====== Provided information
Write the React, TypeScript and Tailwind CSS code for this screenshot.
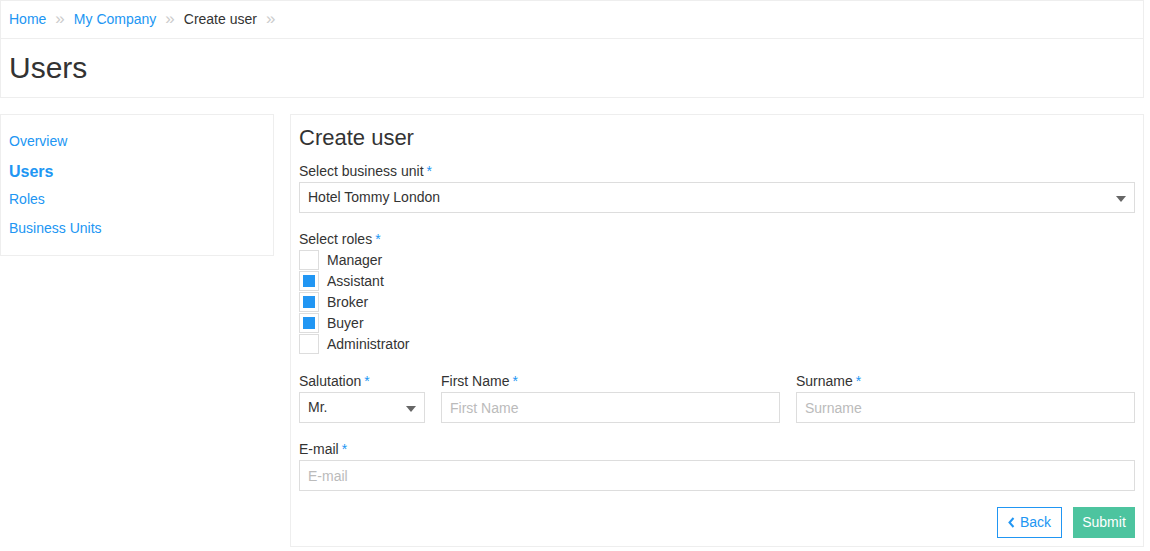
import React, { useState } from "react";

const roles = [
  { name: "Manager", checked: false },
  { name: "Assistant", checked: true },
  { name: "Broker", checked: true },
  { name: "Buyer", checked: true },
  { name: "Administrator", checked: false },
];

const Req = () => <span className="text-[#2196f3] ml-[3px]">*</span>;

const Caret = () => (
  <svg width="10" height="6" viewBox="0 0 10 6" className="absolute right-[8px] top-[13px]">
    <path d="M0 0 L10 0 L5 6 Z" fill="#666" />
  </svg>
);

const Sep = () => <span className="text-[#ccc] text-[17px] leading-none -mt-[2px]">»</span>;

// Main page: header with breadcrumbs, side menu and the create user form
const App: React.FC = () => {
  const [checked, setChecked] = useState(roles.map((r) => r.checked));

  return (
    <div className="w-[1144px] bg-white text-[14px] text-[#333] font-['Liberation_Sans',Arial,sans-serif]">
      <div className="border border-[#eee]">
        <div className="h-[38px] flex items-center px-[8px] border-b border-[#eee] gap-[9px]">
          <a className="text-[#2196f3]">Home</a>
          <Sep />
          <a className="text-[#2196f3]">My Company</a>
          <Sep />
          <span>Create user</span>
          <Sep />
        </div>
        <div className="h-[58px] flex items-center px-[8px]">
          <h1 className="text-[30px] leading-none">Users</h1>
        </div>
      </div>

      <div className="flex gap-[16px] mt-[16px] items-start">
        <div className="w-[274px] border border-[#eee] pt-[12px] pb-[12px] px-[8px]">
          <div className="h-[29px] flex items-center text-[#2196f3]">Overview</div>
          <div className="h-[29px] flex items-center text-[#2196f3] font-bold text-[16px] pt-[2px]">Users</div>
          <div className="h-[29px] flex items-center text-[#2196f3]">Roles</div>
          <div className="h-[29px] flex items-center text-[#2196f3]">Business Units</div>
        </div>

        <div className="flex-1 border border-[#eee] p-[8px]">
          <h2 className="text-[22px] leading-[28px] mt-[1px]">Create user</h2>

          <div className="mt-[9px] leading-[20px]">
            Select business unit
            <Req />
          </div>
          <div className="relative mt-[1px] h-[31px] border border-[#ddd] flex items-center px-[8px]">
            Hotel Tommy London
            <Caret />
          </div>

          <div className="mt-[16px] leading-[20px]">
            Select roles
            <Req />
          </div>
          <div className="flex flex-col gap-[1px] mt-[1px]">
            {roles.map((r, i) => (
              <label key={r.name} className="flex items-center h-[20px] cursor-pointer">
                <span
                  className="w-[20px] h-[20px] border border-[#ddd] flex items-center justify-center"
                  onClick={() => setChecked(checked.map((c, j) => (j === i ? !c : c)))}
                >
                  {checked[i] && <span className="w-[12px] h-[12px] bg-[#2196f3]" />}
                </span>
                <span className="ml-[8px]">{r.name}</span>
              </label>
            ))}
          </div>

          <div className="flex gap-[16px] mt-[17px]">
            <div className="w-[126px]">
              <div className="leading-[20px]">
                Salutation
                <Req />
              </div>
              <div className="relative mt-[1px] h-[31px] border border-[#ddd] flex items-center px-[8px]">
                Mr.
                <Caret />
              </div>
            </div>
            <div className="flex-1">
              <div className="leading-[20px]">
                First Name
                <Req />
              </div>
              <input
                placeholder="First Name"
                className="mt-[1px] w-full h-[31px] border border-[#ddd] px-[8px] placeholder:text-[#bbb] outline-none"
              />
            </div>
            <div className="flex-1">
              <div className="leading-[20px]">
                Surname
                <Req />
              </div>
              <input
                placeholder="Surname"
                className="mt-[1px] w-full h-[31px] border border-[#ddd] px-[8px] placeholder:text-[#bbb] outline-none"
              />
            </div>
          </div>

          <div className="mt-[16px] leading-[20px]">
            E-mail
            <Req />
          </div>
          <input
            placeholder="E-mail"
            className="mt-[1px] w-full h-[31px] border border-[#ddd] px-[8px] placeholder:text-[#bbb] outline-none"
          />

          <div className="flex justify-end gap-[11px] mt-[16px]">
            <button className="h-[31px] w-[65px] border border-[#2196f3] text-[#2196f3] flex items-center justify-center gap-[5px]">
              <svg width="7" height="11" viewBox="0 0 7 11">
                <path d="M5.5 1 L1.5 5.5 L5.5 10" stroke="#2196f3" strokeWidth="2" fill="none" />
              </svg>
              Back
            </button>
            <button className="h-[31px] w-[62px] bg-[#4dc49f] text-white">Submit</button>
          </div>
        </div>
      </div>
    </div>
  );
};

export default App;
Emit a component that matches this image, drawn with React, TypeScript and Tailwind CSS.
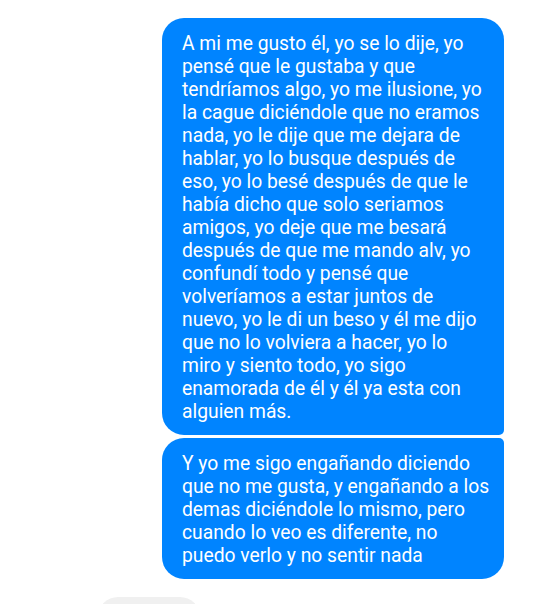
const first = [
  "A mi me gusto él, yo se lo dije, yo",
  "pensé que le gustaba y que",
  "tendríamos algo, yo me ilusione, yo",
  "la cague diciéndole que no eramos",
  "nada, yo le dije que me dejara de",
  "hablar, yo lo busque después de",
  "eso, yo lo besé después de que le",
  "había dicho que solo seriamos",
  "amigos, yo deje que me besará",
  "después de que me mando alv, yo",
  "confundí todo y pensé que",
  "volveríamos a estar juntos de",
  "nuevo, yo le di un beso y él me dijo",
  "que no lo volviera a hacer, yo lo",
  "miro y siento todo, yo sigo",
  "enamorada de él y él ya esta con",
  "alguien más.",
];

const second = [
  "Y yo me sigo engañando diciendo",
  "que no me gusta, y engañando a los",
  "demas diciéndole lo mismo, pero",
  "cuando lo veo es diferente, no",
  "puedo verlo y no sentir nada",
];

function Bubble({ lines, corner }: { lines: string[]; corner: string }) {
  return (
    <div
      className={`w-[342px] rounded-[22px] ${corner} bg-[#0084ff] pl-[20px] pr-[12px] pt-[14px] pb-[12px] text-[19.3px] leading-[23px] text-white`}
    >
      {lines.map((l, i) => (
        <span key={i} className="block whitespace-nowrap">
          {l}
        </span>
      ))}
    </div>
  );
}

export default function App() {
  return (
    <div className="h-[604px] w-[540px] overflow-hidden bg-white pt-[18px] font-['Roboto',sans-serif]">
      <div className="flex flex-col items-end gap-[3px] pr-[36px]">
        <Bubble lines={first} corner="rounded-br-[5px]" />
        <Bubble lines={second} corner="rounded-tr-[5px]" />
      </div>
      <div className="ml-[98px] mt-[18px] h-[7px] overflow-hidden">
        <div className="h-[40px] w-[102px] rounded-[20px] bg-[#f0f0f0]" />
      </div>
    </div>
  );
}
============
» Exercise goal: Every line from the start of the listing above through the line with "const Req = ()" should be repeated exactly; skip the pictures and add nothing else.

» Exercise solution:
Write the React, TypeScript and Tailwind CSS code for this screenshot.
import React, { useState } from "react";

const roles = [
  { name: "Manager", checked: false },
  { name: "Assistant", checked: true },
  { name: "Broker", checked: true },
  { name: "Buyer", checked: true },
  { name: "Administrator", checked: false },
];

const Req = () => <span className="text-[#2196f3] ml-[3px]">*</span>;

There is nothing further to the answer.